Other members of the Penn team include Gordon Baltuch, professor of neurosurgery; Kathryn Davis, assistant professor of neurology; Timothy Lucas, assistant professor of neurosurgery; and Joel Stein, assistant professor of radiology, all of Penn Medicine.
The portion of the project that will involve epilepsy patients will be led by Michael Sperling, the Baldwin Keyes Professor of Neurology at Thomas Jefferson University.
"Epilepsy is often accompanied by severe memory loss, so these patients are graciously giving us a unique opportunity to better understand the fundamentals of memory," Sperling said. "This project will be the first step on a long road to finding memory-improving treatments that could be an alternative or complement to the pharmaceutical approaches we currently have."

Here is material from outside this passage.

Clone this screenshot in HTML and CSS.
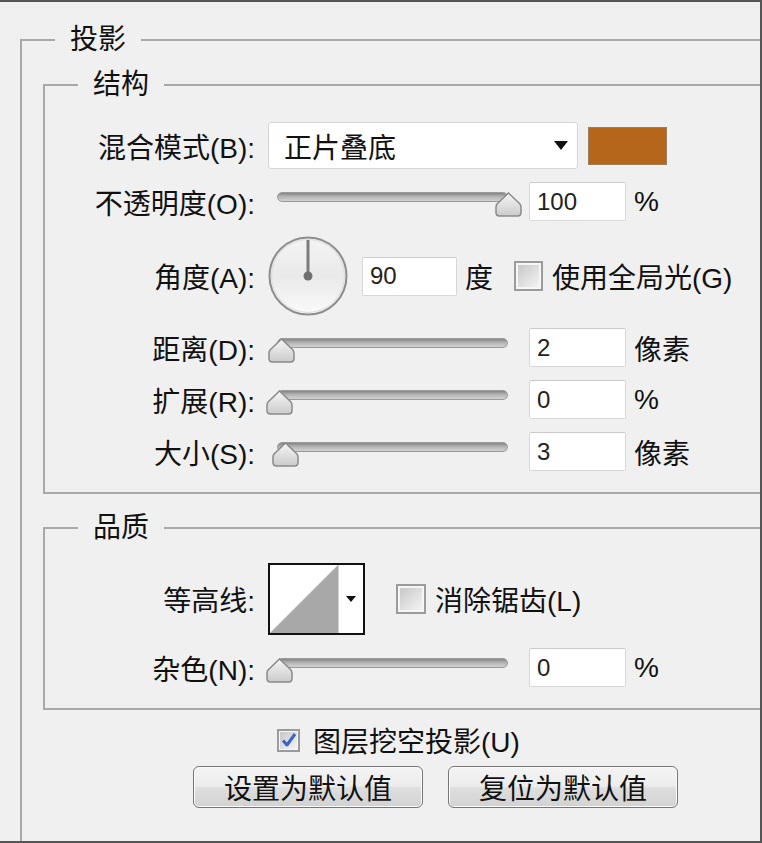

Gordon Baltuch, the director of Penn's Center for Functional and Restorative Neurosurgery, is leading the arm of the project that will involve Parkinson's patients.
"This multidisciplinary, collaborative effort to develop a neuroprosthetic device will go beyond treating Parkinson's disease," Baltuch said. "We're taking the lessons we've learned in the clinical application of deep-brain stimulation and expanding the scope and power to treat a variety of memory disorders."
Beyond the advances in basic and clinical research, a major component of this effort is the development of next-generation technologies to enable real-time recording and stimulation of sites throughout the brain. This effort will be carried out through separate collaborations with Medtronic Inc. and with Neuropace Inc. Medtronic, whose FDA-approved deep brain stimulation systems have been implanted in more than 110,000 patients worldwide, will assist in the development of an investigational neural stimulation and monitoring system, which may lead to better understandings of the brain and how deep brain stimulation therapy can potentially restore normal brain function following injury or the onset of neuropsychological illness. Neuropace, whose RNSĀ® System was FDA-approved in November to reduce the frequency of seizures in epilepsy patients who have not responded well to medications, will join the project to provide another platform for research in patients with implanted electrodes.
Under the terms of a cooperative agreement with DARPA, Penn will receive as much as $22.5 million for its work on the RAM program, with full funding contingent on meeting a series of technical milestones. By the end of the four-year project, Penn aims to develop a fully implantable neural monitoring and stimulation system that could be used in the treatment of memory loss.
Fully anonymized data obtained during the course of this project will be made freely available via a Web portal being developed by Zachary Ives, professor of computer and information science in Penn's School of Engineering and Applied Science, and Brian Litt, professor of neurology in Penn Medicine and of bioengineering in Penn Engineering, along with Gregory Worrell of the Mayo Clinic.
"We believe sharing our anonymized data will benefit future research," Kahana said, "but beyond that we hope that all research projects involving human brain data follow this model of openness."